Only 50% of Children Get Suggested ADHD Care
Feb. 22, 2000 (Lake Worth, Fla.) -- Only 50% of children diagnosed with attention deficit hyperactivity disorder (ADHD) receive care that corresponds to the guidelines of the American Academy of Child and Adolescent Psychiatry (AACAP) or the American Academy of Pediatrics (AAP), a study finds. The study, which appears in the February issue of the Journal of the American Academy of Child and Adolescent Psychiatry, says ADHD patients who are treated by a primary care physician are likely to get prescriptions for stimulants, but too often are not referred to specialists or given follow-up care.
"There are big differences between what research is showing to be optimal treatment practices for children with ADHD and what physicians in actual clinical practice are doing," Kimberly Hoagwood, PhD, main author of the study, tells WebMD. "The research base isn't being used as much as it could."
ADHD is often recognized in school-age children by their parents and teachers. When diagnosed by a physician, it is generally treated with a combination of prescription medications (usually stimulants), counseling, behavior modification, and education. The AACAP and AAP also suggest regular follow-up care.
The study, by Hoagwood and colleagues from the University of Pittsburgh School of Medicine and Medical Center, reviews the existing literature, guidelines, and clinical practice for treatment of ADHD, and analyzes a nationally representative survey of physicians. It found that whether children are given follow-up treatment and counseling may depend on what kind of physician they see.
"Family practitioners are more likely than pediatricians or psychiatrists to prescribe stimulants, and less likely to prescribe anything else," writes Hoagwood, associate director of child and adolescent research at the National Institute of Mental Health.
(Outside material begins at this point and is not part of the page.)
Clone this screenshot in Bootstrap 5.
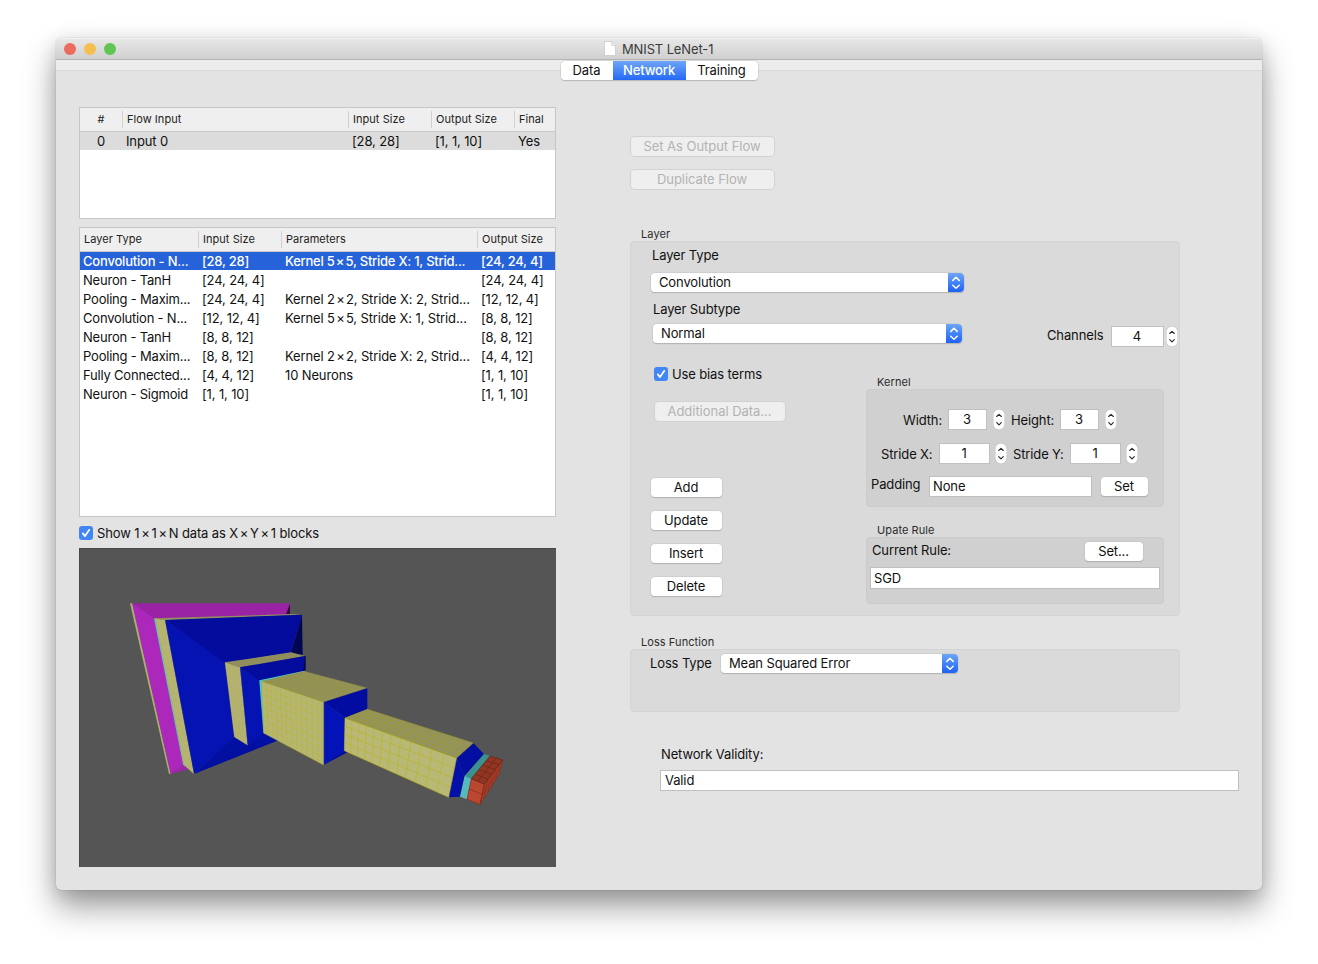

The researchers found that over 75% of children with ADHD were given prescriptions for stimulants in 1996, up from 55% in 1989. Screening services for children with attentional problems increased from 22% in 1989 to 62% in 1996. But visits to psychotherapists decreased from 40% in 1989 to 25% in 1996, and the rate of follow-up treatment dropped from just over 90% to 75%.
Factors that kept primary care physicians from referring children to specialists included a lack of pediatric specialists, difficulty in getting appointments, and nonacceptance of Medicaid patients, the study says.
Leon Zacharowicz, MD, a child neurologist practicing at the Nassau County Medical Center in Long Island, N.Y., finds the revelations disturbing.
"ADHD is not like a simple ear infection," Zacharowicz, who was not involved in the study, tells WebMD. "A lot of parents and primary doctors don't seem to fully understand that yet." He says that while many parents seek a quick-fix approach, it's up to doctors to educate them about the reality of the disorder.
"A disorder like [ADHD], which disrupts so much of the person on an ongoing basis throughout their life span, requires more than just popping a pill," he says. "I think that the study shows that specialists in general are more likely to provide better follow-up and more of a multimodal approach."
Zacharowicz says he uses an ABC approach to ADHD -- awareness, behavior management, counseling (for both the child and family), drugs, and education. The AACAP guidelines stress the importance of this approach.
The costs to society of failing to use this multipronged approach when treating children with ADHD can be devastating, Zacharowicz says. "Kids, adolescents, and young adults with [ADHD] are overrepresented in accidents, in the criminal justice system, on the unemployment line, and in divorce court," he says.